People try to get cute with 3-way compares. A real Java bug that inspired: https://errorprone.info/bugpattern/BadComparable
public MyFile implements Comparable { ... long timestamp; ... @Override public int compare(Object other) { return (int)(((MyFile)other).timestamp - timestamp; } ... }
The int conversion loses the sign of the subtract. The particular use of the code was sorting files to delete the X number of oldest.
More examples about the dangers with just ints: https://stackoverflow.com/questions/2728793/java-integer-com...
The comparable API in Java came from the C qsort API. It would have been better to just have a less-than method. Kind of surprised to see this in Go near a core API.
When I look at https://go.godbolt.org/z/8jqMPh135, compiling for a few CPUs, recent compilers only generate a single call to runtime.cmpstring.
⇒ I think the comment is outdated, and there is a safe efficient way to do three-way string comparisons in go.
Caveat: I’m not that good at reading modern assembly, and I do not understand why there also is a call to runtime.memequal in that code. ⇒ Corrections welcome.
This is just Go's philosophy of "we're delivering a language for bad programmers, we know what's best for them".

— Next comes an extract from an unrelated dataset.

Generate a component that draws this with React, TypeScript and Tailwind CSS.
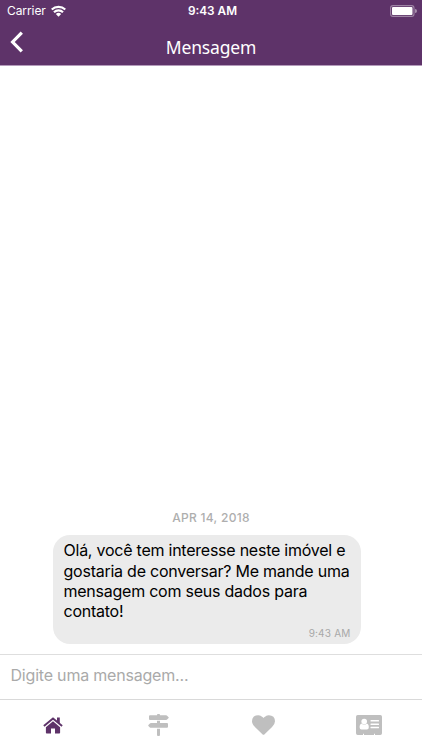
import React from 'react';

interface IconProps {
  className?: string;
}

function WifiIcon({ className }: IconProps) {
  return (
    <svg viewBox="0 0 14 11" className={className} fill="none" stroke="currentColor" strokeWidth="2">
      <path d="M0.700 4.200A9 9 0 0 1 13.300 4.200" />
      <path d="M2.800 6.700A5.900 5.900 0 0 1 11.200 6.700" />
      <path d="M4.500 8.300A3.600 3.600 0 0 1 9.500 8.300L7 10.900Z" fill="currentColor" stroke="none" />
    </svg>
  );
}

function BatteryIcon({ className }: IconProps) {
  return (
    <svg viewBox="0 0 27 12" className={className}>
      <rect x="0.6" y="0.6" width="23.4" height="10.8" rx="2.4" fill="none" stroke="#fff" strokeOpacity="0.4" strokeWidth="1.1" />
      <rect x="2" y="2" width="20.5" height="8" rx="1" fill="#fff" />
      <path d="M25 4a2 2 0 0 1 0 4z" fill="#fff" fillOpacity="0.45" />
    </svg>
  );
}

function BackIcon({ className }: IconProps) {
  return (
    <svg viewBox="0 0 14 22" className={className} fill="none" stroke="currentColor" strokeWidth="3.2">
      <path d="M11.800 1.600L2.600 11L11.800 20.400" />
    </svg>
  );
}

function HomeIcon({ className }: IconProps) {
  return (
    <svg viewBox="0 0 20 17" className={className} fill="currentColor">
      <path d="M0.900 9.100L10 1.500L19.100 9.100" fill="none" stroke="currentColor" strokeWidth="1.900" />
      <path d="M14 .6h2.800v6.200L14 4.500z" />
      <path d="M10 4.300L17.100 10.200V15.800Q17.100 16.600 16.300 16.600H12V11.600H8V16.600H3.700Q2.900 16.600 2.900 15.800V10.200Z" />
    </svg>
  );
}

function SignsIcon({ className }: IconProps) {
  return (
    <svg viewBox="0 0 21 22" className={className} fill="currentColor">
      <path d="M9 .8Q9 0 10 0h1Q12 0 12 .8v.5h6.200q.5 0 .9.400l1.500 1.500q.4.400 0 .8l-1.500 1.500q-.4.400-.9.400H2Q1 5.900 1 4.900V2.300q0-1 1-1h7z" />
      <path d="M9 6.700h3v2.400h7q1 0 1 1v2.700q0 1-1 1H2.800q-.5 0-.9-.4L.4 11.900q-.4-.4 0-.8l1.500-1.600q.4-.4.900-.4H9z" />
      <path d="M9 14.700h3v6.300q0 1-1 1h-1q-1 0-1-1z" />
    </svg>
  );
}

function HeartIcon({ className }: IconProps) {
  return (
    <svg viewBox="0 128 1792 1536" className={className} fill="currentColor">
      <path d="M896 1664q-26 0-44-18l-624-602q-10-8-27.500-26t-55.500-65.500-68-97.500-53.500-121-23.500-138q0-220 127-344t351-124q62 0 126.500 21.500t120 58 95.500 68.500 76 68q36-36 76-68t95.500-68.500 120-58 126.500-21.500q224 0 351 124t127 344q0 221-229 450l-623 600q-18 18-44 18z" />
    </svg>
  );
}

function CardIcon({ className }: IconProps) {
  return (
    <svg viewBox="0 0 26 20" className={className}>
      <path fill="currentColor" d="M1.700 0h22.600Q26 0 26 1.700v16.600Q26 20 24.300 20H19v-1.300h-1V20H8v-1.300H7V20H1.700Q0 20 0 18.300V1.700Q0 0 1.700 0z" />
      <g fill="#fff">
        <circle cx="8.200" cy="6.600" r="2.800" />
        <path d="M5.600 8.400Q8.200 10.900 10.800 8.400q2 .4 2 3.900 0 2.300-1.900 2.300H5.500q-1.900 0-1.900-2.300 0-3.500 2-3.900z" />
        <rect x="14.500" y="5" width="8.500" height="1.500" rx=".5" />
        <rect x="14.500" y="8.400" width="8.500" height="1.500" rx=".5" />
        <rect x="14.500" y="11.800" width="8.500" height="1.500" rx=".5" />
      </g>
    </svg>
  );
}

function Header() {
  return (
    <header className="h-[66px] bg-[#5e3369] text-white border-b border-[#b49bbb]">
      <div className="grid grid-cols-3 items-center h-[22px] pl-[7px] pr-[5px] text-[12px] leading-[22px]">
        <div className="flex items-center gap-[5px]">
          <span className="tracking-[-0.08px]">Carrier</span>
          <WifiIcon className="w-[15px] h-[12px]" />
        </div>
        <span className="text-center font-semibold text-[11.8px] pl-[1px]">9:43 AM</span>
        <BatteryIcon className="w-[27px] h-[12px] justify-self-end" />
      </div>
      <div className="grid grid-cols-3 h-[43px] pl-[10px] pr-[10px]">
        <BackIcon className="w-[14px] h-[22px] mt-[9px]" />
        <h1 className="text-center font-['Noto_Sans',sans-serif] text-[17.5px] tracking-[-0.15px] leading-[24px] mt-[13px]">Mensagem</h1>
      </div>
    </header>
  );
}

function MessageBubble() {
  return (
    <div className="ml-[53px] w-[308px] h-[109px] rounded-[17px] bg-[#ebebeb] pl-[10.5px] pr-[10.5px] pt-[5.4px] flex flex-col">
      <p className="text-[16px] leading-[20.3px] tracking-[-0.24px] text-black whitespace-nowrap">
        Olá, você tem interesse neste imóvel e<br />
        gostaria de conversar? Me mande uma<br />
        mensagem com seus dados para<br />
        contato!
      </p>
      <span className="self-end mt-[4.600px] text-[10px] leading-[14px] tracking-[0.2px] text-[#a8a8a8]">9:43 AM</span>
    </div>
  );
}

function TabBar() {
  return (
    <nav className="grid grid-cols-4 h-[51px] border-t border-[#d9d9d9] text-[#bfbfbf] justify-items-center items-center">
      <HomeIcon className="w-[20px] h-[17px] text-[#5e3369]" />
      <SignsIcon className="w-[21px] h-[22px]" />
      <HeartIcon className="w-[23px] h-[20px]" />
      <CardIcon className="w-[26px] h-[20px]" />
    </nav>
  );
}

export default function App() {
  return (
    <div className="w-[422px] h-[750px] flex flex-col bg-white overflow-hidden font-['Inter','Liberation_Sans',sans-serif]">
      <Header />
      <main className="flex-1 flex flex-col justify-end pb-[10px]">
        <div className="text-center text-[12px] leading-[16px] mb-[9px] font-medium tracking-[0.3px] text-[#aeaeae]">APR 14, 2018</div>
        <MessageBubble />
      </main>
      <div className="h-[45px] border-t border-[#dedede] px-[10.5px]">
        <input
          type="text"
          placeholder="Digite uma mensagem..."
          className="w-full h-[40px] text-[16px] tracking-[-0.2px] bg-transparent outline-none placeholder:text-[#aaaaaa]"
        />
      </div>
      <TabBar />
    </div>
  );
}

This is really interesting. I never use three way string comparison, and so I wondered when other programmers use it. (The obvious use case is sorting, but in Go, sort.Interface expects a Less function and sort.Slice accepts a "Less" function, so you won't use it there.)

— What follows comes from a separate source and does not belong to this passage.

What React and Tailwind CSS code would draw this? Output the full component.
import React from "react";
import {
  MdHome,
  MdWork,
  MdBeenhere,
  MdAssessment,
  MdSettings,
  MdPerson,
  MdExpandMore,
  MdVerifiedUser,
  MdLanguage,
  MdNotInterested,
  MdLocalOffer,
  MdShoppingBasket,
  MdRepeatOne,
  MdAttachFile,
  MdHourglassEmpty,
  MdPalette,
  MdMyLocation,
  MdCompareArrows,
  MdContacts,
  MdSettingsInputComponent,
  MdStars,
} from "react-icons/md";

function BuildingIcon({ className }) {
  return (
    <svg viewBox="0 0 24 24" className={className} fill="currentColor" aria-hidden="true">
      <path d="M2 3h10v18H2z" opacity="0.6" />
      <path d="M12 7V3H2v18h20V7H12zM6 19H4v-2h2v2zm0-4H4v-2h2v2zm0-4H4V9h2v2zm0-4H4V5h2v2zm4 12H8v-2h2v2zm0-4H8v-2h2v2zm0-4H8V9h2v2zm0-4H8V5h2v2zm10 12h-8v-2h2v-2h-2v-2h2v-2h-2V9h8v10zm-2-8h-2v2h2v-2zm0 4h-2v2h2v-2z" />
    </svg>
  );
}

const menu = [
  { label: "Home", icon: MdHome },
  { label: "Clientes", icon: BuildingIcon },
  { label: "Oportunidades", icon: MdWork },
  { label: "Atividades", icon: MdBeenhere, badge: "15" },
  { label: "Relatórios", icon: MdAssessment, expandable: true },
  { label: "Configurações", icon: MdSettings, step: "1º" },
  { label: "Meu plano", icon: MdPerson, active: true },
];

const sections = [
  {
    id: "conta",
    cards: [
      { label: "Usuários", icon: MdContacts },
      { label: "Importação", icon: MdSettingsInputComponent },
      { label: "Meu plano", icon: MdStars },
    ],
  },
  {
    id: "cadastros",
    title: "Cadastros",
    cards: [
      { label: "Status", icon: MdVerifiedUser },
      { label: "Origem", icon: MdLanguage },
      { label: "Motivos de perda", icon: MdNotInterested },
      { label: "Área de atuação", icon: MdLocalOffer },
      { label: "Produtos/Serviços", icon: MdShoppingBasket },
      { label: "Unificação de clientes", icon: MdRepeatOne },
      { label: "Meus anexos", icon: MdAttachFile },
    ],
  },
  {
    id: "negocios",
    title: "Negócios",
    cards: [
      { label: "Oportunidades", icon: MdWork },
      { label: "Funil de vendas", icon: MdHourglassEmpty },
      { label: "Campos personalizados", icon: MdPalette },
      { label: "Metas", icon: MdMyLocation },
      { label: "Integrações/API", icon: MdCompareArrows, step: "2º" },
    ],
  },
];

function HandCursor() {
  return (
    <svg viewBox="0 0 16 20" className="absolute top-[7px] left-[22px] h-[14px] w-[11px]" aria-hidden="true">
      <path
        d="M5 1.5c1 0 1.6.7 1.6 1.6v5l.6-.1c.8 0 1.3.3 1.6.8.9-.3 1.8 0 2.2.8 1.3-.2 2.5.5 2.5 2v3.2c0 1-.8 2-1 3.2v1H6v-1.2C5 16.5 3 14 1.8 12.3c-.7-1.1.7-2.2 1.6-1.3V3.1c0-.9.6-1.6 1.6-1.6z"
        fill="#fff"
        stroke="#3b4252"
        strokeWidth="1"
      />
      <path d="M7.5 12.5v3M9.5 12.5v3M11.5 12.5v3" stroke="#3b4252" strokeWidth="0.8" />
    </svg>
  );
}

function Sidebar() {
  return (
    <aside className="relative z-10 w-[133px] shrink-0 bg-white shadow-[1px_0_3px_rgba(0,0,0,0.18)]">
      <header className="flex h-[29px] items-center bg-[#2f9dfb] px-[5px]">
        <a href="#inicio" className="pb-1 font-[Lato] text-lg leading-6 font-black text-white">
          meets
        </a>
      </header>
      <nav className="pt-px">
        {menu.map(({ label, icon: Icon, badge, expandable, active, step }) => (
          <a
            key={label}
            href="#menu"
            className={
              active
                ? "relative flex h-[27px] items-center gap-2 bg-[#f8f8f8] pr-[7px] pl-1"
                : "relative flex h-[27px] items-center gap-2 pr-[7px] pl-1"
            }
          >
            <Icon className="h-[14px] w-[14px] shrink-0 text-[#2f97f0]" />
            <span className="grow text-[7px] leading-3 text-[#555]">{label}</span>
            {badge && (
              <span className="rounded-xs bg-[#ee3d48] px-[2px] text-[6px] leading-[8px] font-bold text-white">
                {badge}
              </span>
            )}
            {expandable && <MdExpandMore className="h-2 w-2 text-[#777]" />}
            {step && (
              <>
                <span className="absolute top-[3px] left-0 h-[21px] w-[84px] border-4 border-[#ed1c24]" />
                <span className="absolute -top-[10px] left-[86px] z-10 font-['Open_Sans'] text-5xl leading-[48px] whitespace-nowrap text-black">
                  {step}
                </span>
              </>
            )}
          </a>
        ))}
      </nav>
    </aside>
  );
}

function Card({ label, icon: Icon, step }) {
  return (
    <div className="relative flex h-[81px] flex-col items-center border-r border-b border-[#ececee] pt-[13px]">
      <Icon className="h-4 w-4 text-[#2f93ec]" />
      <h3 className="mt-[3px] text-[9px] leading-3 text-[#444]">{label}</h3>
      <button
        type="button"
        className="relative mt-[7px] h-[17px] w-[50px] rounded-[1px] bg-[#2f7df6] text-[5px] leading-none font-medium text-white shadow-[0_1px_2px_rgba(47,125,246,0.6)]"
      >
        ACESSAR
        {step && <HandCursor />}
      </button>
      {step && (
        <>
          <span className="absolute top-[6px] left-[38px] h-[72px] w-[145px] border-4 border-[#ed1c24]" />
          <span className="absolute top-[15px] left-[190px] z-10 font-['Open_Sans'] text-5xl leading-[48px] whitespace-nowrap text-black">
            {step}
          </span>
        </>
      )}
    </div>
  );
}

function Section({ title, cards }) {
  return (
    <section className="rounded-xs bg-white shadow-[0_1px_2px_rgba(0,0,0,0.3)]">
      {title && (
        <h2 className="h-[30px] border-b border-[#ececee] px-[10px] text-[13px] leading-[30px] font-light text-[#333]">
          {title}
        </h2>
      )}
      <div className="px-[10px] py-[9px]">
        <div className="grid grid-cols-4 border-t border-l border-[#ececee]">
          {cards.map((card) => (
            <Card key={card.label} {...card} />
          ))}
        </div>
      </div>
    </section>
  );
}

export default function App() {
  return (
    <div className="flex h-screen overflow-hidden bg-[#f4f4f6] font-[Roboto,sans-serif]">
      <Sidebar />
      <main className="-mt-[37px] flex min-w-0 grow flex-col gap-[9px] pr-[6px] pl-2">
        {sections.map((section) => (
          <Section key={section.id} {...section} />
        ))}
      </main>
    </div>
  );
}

I searched through my random checked out applications to see who calls strings.Compare, and why.
Most of them are mistaken sorting. In gVisor, there is this in a test:
This pattern shows up a bunch:... cmpopts.SortSlices(func(a, b testEntryEventInfo) bool { return strings.Compare(string(a.Addr), string(b.Addr)) < 0 }), ...
In Go's Snowflake library, there is this:// Less implements sort.Interface. func (s fooSlice) Less(i, j int) bool { return strings.Compare(s[i].Whatever, s[j].Whatever) == -1 }
This is exceedingly interesting to me because you'd expect Compare to cost more than < (it does more stuff), and yet people are somehow baited into writing it. I'm guessing what happens is that people don't know that "<" works for strings, and they reach for strings.Compare, so the documentation is trying to talk them out of a program that doesn't actually make sense. In the case of "!= 0", they just wanted "s0 != name", which I take to mean they had absolutely no idea that strings in Go are comparable at all.if strings.Compare(s0, name) != 0 { t.Error("a file was not downloaded by GET") }All in all, I get the impression that people coming from other languages to Go have different expectations about what the language can do. The documentation for strings.Compare is a logical place to correct them, but it doesn't bother. Just a comment that says "sucks if you use this".
BTW, there were a couple of correct uses. Gazelle has a sort function like this in a few places:
Here they are punished for the inefficiency of strings.Compare; they would actually take advantage of it in the common case where the paths aren't equal over the easier approach of:sort.SliceStable(sortedFiles, func(i, j int) bool { if cmp := strings.Compare(sortedFiles[i].Path, sortedFiles[j].Path); cmp != 0 { return cmp < 0 } return sortedFiles[i].DefName < sortedFiles[j].DefName })
Another correct use was in "goja" (a Javascript interpreter), which uses strings.Compare to implement Javascript's <string>.compareTo(<string>). Whether or not Javascript code is using compareTo correctly is an analysis I do not have the energy to do :)if xs[i].Path != x[j].Path { return xs[i].Path < xs[j].Path } return xs[i].DefName < xs[j].DefNameIdeological purity only works when you actually give people a good alternative. Otherwise you cause more harm than good.
I see it in things like transportation, power generation, recycling. People refuse to use the best methods because then people will never switch - except they never offer the thing that you are supposed to switch to.
I'm actually kinda surprised to see it in a programing language.
I’m so confused? Why wouldn’t you make Compare fast and add the optimization? I’m sure someone will run into a logically equivalent to a 3-way compare situation that the compiler can’t detect.
Hiding language features in optimization passes is a dangerous game. It’s one of the reasons I don’t like implicit tail calls.
I hate paternalistic non-optimization like this. Just optimize it - your code sucks and you should improve it!
What I don’t understand is that they doing first check for lengths
Strings are so common, it’s insane they don’t optimize
Another option is to use `go:linkname` and call the runtime function yourself.
//go:linkname cmpstring runtime.cmpstring func cmpstring(a, b string)
The premise that three-way string comparisons are widely used is spurious at best.
Well, it was desgined by Google. What did you expect?
Maybe I'm not understanding the articles premise exactly, but if you're using three-way comparisons frequently, why would you not just implement the `diff3` ?
It's not that complicated and well documented, infact I'm sure someone has already done it in go.
I mean, from rsc's comment, it's a known issue. I'm guessing no one has cared enough to improve it. Making me think it's not that big of a deal that it does the extra comparison.
If people really need the extra performance, they'll use unsafe to create byte slices backed by the strings, and then use bytes.Compare. Or they'll improve the compiler.
You could type all six lines, or you could link the runtime func and yolo.
Go spaceship!
The go designers are brilliant. This is exactly the right priority. We would all do better it think more the way they do.
So I think the strings.Compare should be implemented efficiently, to avoid breaking user expectations.
Is Go forkable (for lack of a better word)? That's the only question that comes to mind when I read the article. You have the source code, and this shouldn't be a difficult change to make, so I think "fork-and-fix and see who follows along" should be the mentality to practice in this case.